The IMF has also played an important role in Europe.  The IMF has provided advice on the design of reforms, a framework for public monitoring of progress, and support for programs in Greece, Ireland, and Portugal in partnership with Europe, which has assumed the majority of the burden.  These actions have helped limit the damage from the crisis to the United States and to economies around the world.

It is in the interest of the United States that the IMF is able to continue to play a constructive role in Europe.  IMF resources cannot substitute for a strong and credible European firewall and response, but they can help supplement the resources Europe mobilized on its own.  

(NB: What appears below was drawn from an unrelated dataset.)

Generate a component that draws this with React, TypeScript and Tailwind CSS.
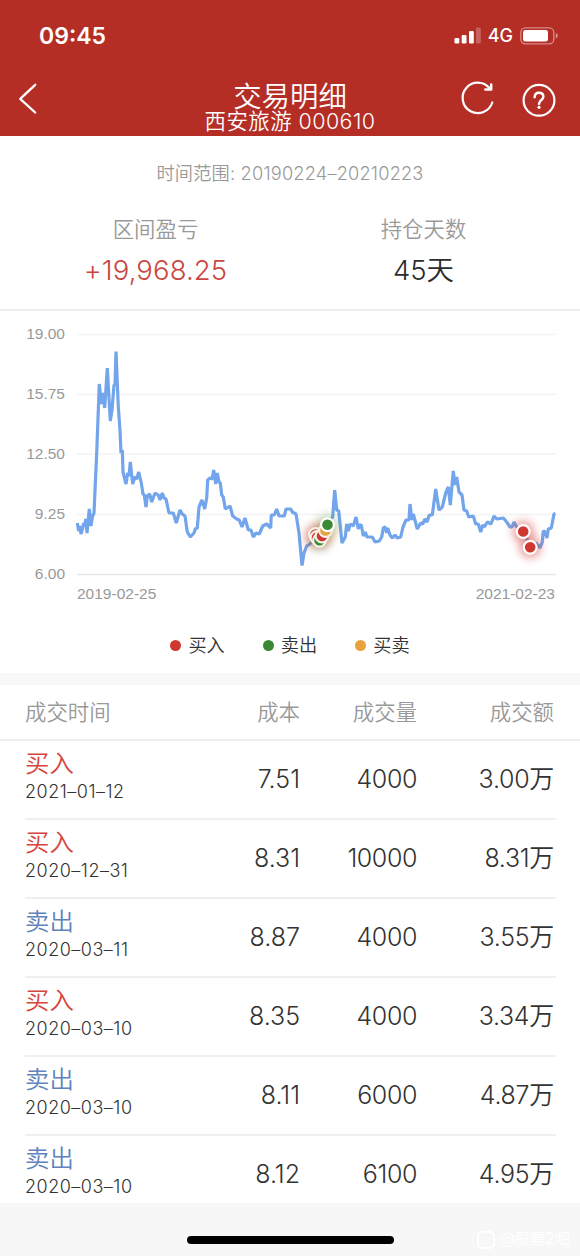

The IMF has substantial financial resources available today, and it has the ability, as it has demonstrated in the past, to mobilize temporary resources if that were necessary to help contain the damage from a further intensification of the crisis in Europe.  For these reasons, we have no intention to seek additional U.S. resources for the IMF.  The IMF has played a critical role in every major post-war financial crisis, while consistently returning to the United States and other IMF members any resources – with interest – that it has temporarily drawn upon. 

Conclusion

We are encouraged by the progress that our European colleagues have made over the last few months.  We hope they are able to build on these efforts in the coming weeks and months to put in place a more durable foundation for financial stability and economic growth.  We do not want to see Europe weakened by a protracted crisis.  We will continue to work closely with them, and with the IMF, to facilitate further progress.